### TASK BRIEF
Write out each line in which the string "this" is present.

-------- DATA RECORDS --------

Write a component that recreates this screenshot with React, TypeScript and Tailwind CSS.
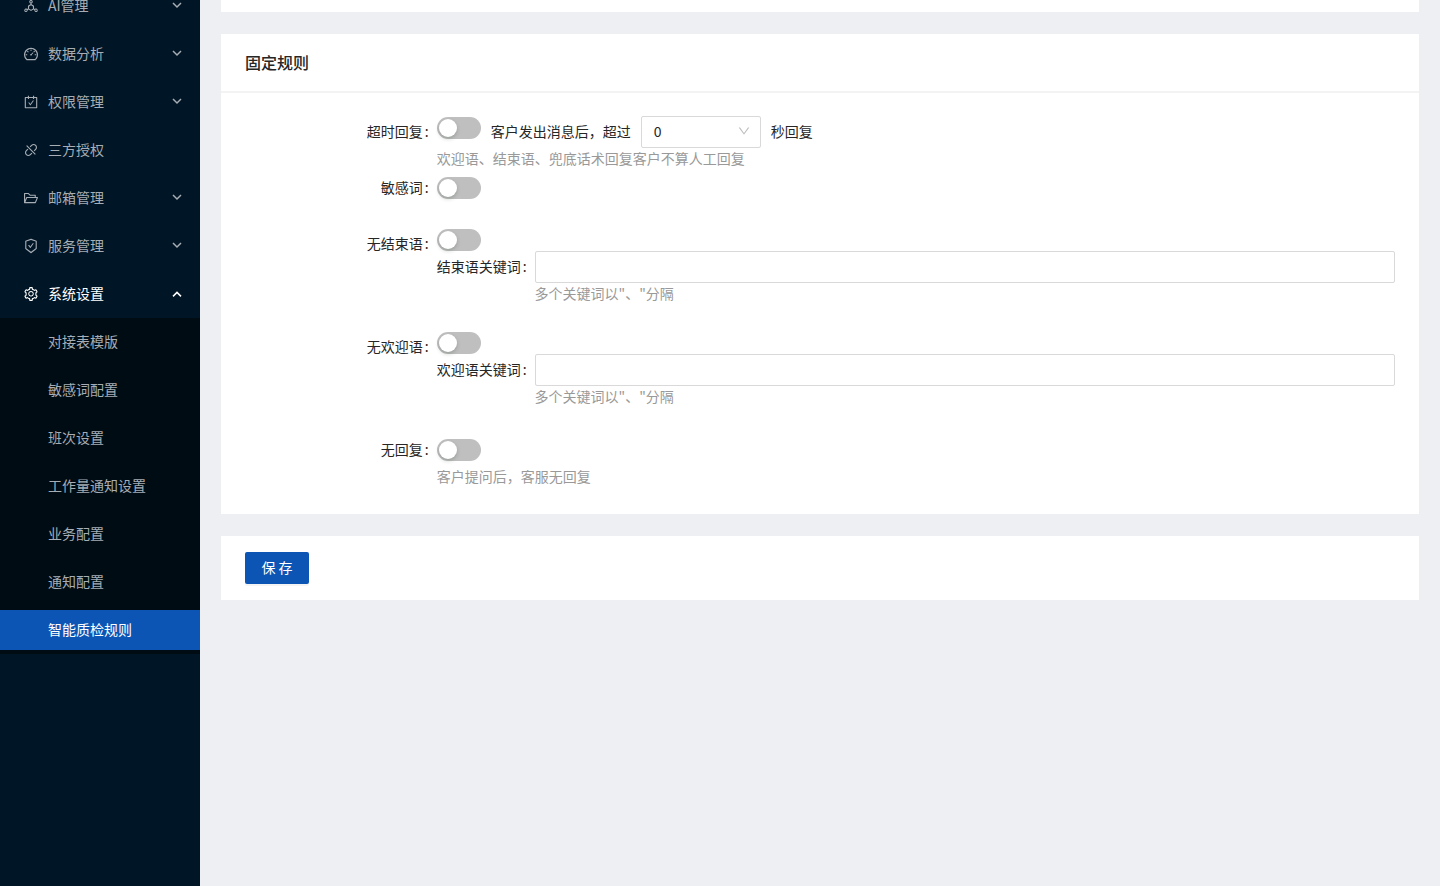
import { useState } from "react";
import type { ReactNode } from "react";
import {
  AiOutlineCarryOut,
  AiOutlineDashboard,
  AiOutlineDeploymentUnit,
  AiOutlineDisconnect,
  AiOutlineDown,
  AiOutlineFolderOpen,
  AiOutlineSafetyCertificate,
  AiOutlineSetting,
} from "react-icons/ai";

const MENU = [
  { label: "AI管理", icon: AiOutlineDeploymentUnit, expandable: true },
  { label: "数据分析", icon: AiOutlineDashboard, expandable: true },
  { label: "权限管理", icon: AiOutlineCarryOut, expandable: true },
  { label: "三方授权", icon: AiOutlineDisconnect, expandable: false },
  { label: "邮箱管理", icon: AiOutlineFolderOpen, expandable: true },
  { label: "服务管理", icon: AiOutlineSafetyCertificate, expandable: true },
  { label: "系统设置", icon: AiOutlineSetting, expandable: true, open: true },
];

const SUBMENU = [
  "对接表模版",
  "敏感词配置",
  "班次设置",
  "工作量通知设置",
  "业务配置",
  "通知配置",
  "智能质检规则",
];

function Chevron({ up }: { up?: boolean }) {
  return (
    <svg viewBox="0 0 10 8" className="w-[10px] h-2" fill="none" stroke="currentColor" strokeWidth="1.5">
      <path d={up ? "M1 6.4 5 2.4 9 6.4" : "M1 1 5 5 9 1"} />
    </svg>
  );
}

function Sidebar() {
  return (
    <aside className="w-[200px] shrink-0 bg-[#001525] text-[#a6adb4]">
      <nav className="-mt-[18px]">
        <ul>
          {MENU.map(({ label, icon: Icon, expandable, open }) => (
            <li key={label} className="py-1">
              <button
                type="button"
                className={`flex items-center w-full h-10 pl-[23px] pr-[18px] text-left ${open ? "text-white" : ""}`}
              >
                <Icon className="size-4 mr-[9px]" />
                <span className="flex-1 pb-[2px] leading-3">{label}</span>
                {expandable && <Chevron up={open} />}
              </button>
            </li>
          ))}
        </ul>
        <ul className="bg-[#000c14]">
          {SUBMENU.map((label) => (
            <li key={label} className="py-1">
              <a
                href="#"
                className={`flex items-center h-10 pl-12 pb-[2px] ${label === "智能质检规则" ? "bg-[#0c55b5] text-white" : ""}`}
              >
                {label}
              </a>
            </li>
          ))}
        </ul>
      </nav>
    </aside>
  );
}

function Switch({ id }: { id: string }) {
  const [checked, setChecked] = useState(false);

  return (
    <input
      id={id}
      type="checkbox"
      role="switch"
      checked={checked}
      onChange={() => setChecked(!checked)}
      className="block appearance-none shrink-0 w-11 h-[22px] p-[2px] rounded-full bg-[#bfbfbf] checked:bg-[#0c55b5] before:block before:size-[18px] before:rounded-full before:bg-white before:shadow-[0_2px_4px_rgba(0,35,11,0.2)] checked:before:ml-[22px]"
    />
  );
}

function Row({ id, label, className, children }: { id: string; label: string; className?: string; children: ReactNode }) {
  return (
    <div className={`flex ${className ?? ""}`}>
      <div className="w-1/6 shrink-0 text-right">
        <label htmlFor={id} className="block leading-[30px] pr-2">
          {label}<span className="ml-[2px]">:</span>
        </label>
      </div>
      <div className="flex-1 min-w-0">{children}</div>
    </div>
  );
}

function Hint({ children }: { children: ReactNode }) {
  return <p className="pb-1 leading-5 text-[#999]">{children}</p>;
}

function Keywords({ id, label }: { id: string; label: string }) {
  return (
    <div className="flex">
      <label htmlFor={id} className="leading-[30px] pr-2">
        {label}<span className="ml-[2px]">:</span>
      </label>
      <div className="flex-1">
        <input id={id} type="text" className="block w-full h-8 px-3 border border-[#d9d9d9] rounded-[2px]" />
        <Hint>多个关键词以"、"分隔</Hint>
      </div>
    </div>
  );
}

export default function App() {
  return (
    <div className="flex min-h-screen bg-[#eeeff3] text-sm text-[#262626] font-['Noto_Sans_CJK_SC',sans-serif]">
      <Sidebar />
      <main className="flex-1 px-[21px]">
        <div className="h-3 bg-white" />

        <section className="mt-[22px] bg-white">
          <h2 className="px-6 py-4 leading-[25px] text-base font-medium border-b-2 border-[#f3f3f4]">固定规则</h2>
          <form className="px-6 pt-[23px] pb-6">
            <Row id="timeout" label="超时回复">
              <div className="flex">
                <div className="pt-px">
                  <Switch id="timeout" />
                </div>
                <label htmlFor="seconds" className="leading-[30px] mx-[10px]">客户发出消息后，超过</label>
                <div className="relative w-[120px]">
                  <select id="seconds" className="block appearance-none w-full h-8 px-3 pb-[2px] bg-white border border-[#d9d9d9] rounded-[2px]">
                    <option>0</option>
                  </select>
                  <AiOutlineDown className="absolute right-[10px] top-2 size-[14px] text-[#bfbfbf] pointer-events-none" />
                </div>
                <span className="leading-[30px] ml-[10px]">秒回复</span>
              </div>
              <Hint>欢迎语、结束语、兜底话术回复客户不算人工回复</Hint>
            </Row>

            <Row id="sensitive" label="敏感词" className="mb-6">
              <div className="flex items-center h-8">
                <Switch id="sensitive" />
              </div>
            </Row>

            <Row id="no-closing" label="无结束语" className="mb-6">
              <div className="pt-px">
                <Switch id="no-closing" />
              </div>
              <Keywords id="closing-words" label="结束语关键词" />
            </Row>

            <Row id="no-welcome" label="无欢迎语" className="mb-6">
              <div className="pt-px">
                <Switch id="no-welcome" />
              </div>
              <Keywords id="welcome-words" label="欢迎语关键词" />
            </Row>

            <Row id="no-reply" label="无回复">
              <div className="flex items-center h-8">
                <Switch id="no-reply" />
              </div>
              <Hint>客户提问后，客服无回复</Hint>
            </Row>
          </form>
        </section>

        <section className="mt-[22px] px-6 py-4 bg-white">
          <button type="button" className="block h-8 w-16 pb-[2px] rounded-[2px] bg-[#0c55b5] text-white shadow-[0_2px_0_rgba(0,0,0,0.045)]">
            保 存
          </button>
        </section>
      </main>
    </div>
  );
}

--------
-------- DATA RECORDS --------

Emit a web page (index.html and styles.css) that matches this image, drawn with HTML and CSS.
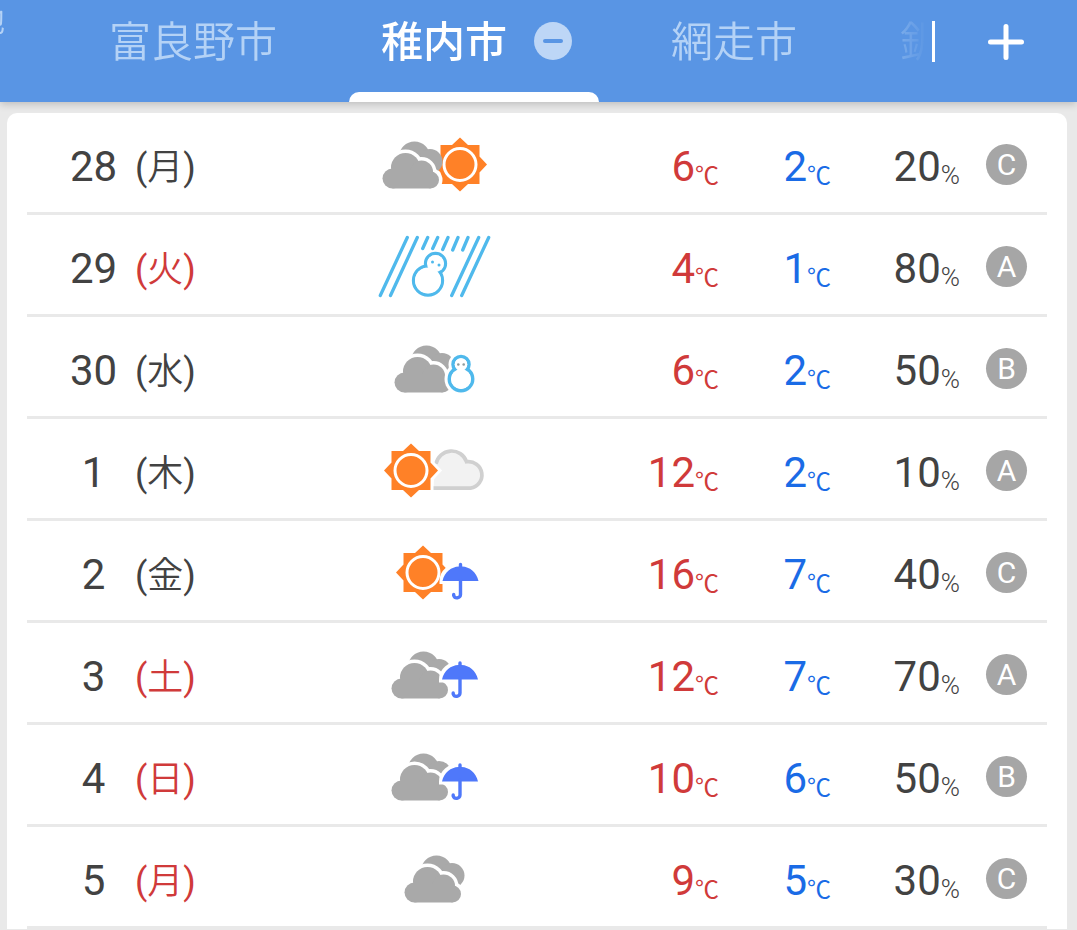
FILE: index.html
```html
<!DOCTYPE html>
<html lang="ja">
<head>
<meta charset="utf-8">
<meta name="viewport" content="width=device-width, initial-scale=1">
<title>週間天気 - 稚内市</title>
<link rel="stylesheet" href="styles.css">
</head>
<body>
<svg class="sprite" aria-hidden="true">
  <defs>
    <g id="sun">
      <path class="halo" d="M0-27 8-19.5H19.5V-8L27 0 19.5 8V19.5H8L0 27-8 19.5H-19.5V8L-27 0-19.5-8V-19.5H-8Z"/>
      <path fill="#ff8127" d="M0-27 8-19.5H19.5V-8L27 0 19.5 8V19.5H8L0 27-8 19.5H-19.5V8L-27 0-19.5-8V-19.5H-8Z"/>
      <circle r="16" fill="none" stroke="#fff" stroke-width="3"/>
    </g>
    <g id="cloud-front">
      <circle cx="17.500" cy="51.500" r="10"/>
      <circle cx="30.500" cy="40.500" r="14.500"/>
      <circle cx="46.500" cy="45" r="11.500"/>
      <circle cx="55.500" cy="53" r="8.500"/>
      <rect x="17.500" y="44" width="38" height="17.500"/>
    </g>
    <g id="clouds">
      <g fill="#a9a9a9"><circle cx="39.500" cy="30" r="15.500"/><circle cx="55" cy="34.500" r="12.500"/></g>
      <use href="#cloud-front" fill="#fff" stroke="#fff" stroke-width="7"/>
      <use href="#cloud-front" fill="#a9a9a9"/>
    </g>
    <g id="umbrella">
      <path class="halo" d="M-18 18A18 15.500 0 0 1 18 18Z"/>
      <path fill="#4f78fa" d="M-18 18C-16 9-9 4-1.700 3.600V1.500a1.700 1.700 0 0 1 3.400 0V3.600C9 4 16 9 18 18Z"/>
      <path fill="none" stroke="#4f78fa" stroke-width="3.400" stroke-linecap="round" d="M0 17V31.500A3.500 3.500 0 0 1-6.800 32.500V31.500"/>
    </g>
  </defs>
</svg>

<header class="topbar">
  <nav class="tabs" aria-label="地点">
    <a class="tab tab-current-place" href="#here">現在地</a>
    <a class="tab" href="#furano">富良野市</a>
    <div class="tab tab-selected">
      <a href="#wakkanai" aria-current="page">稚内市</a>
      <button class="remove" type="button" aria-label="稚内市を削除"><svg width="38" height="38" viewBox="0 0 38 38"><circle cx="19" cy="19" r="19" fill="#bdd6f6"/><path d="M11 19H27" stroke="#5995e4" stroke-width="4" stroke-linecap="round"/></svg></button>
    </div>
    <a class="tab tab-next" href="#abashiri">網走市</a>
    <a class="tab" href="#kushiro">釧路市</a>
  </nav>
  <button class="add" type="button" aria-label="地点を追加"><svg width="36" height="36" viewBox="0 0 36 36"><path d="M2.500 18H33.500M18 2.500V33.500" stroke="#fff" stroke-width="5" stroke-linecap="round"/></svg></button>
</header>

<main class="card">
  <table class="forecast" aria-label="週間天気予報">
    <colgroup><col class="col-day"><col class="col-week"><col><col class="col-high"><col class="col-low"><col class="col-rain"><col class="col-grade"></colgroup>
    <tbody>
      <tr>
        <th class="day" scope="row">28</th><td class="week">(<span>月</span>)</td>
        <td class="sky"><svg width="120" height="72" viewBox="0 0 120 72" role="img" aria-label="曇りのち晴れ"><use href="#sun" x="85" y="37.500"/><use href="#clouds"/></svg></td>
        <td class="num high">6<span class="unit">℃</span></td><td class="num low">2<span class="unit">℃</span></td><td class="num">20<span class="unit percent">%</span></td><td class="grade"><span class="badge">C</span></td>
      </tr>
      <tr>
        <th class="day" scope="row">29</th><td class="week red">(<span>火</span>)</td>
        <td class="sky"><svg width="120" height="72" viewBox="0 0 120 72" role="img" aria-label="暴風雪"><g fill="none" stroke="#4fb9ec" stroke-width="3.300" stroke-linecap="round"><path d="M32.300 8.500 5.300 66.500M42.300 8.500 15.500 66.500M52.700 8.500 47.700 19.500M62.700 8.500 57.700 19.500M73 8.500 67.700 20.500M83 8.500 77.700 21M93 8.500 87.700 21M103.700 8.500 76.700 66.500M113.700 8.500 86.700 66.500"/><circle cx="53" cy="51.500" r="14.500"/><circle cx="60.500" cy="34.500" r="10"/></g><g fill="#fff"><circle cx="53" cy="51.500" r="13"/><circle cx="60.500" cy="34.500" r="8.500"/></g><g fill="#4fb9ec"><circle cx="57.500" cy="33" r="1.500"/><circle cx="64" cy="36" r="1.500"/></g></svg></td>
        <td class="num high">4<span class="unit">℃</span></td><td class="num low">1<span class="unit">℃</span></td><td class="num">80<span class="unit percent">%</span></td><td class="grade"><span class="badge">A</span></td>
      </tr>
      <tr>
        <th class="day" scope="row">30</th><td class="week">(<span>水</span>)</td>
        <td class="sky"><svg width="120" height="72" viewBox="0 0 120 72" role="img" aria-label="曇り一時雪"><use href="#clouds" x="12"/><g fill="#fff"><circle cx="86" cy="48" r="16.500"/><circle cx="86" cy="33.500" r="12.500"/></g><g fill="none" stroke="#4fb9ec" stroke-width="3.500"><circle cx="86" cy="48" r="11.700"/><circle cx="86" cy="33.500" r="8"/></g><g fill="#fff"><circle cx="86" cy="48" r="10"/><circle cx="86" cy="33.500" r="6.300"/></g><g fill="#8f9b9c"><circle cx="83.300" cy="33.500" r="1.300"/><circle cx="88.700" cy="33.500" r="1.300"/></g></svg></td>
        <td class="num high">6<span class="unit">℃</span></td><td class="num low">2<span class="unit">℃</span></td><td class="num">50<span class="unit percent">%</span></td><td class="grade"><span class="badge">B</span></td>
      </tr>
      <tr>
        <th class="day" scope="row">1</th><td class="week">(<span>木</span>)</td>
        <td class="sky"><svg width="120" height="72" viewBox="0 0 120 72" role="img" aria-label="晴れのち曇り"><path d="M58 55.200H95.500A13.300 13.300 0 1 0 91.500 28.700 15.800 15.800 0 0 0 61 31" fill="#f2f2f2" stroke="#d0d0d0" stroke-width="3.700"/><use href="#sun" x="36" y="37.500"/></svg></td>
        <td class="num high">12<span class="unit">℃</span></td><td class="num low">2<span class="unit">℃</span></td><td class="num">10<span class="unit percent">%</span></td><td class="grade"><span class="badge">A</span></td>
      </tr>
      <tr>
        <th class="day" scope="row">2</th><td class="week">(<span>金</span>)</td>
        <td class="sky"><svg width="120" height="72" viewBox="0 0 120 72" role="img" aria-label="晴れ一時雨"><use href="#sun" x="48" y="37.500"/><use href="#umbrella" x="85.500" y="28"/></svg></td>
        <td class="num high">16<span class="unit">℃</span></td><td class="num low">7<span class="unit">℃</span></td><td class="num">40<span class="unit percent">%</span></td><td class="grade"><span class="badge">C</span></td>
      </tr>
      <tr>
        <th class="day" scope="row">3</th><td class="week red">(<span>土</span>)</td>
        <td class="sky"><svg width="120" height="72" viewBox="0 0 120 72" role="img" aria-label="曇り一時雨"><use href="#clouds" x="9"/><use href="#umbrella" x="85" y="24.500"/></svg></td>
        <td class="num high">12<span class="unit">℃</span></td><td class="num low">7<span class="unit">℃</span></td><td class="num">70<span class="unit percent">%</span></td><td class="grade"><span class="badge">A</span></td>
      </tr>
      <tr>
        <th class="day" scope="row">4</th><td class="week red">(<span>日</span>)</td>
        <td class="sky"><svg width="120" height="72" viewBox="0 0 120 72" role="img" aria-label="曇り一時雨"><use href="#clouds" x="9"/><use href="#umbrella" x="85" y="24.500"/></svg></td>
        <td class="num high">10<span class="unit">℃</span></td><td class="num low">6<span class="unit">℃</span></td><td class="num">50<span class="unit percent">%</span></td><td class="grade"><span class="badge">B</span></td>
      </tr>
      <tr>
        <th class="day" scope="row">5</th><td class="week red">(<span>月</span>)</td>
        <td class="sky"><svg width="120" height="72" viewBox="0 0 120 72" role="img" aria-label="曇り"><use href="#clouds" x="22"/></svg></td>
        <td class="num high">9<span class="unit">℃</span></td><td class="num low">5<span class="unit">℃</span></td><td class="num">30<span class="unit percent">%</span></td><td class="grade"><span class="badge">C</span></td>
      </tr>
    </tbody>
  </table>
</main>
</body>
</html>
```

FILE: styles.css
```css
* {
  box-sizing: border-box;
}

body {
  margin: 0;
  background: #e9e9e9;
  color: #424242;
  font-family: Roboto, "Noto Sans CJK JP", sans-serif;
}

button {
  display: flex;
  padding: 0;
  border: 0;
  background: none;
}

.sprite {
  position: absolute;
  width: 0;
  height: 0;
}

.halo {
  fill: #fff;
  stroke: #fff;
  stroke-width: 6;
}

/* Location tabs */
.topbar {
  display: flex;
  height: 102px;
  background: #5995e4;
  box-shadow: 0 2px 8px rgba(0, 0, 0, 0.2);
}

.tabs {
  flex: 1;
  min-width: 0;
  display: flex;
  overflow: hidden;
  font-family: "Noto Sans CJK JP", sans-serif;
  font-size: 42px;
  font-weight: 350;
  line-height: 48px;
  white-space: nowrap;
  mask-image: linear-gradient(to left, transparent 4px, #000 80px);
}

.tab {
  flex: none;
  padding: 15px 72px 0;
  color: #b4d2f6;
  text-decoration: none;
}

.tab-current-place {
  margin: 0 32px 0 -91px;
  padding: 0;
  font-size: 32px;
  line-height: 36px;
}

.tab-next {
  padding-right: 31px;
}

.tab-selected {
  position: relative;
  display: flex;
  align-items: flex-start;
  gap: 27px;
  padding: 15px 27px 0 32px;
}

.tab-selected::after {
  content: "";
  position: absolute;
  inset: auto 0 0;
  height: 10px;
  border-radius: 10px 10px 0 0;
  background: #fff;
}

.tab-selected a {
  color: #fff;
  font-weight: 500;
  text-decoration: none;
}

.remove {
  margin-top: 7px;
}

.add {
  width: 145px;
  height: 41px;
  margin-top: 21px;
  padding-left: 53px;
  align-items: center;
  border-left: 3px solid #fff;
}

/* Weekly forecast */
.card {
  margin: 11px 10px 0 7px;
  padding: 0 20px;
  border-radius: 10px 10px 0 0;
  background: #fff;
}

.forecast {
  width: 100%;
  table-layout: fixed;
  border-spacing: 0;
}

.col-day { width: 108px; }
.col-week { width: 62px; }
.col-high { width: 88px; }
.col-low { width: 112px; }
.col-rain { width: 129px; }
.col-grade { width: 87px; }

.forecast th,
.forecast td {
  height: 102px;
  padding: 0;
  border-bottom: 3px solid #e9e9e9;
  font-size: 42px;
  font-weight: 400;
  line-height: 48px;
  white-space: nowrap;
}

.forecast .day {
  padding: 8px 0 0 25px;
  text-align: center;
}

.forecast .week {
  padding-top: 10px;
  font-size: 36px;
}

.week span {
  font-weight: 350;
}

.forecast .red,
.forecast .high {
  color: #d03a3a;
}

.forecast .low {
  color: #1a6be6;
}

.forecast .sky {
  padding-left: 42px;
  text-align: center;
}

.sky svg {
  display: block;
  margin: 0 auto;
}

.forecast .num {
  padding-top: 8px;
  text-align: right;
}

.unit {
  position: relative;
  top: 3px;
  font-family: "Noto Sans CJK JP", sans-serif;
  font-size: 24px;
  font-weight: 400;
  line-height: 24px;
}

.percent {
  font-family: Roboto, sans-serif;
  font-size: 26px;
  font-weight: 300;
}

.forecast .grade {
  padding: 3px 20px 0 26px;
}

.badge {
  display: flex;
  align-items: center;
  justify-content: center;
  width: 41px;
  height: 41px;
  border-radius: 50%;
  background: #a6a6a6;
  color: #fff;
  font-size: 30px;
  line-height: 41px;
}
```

--------

### ANSWER TO THE PROBLEM
Write a component that recreates this screenshot with React, TypeScript and Tailwind CSS.
Emit a web page (index.html and styles.css) that matches this image, drawn with HTML and CSS.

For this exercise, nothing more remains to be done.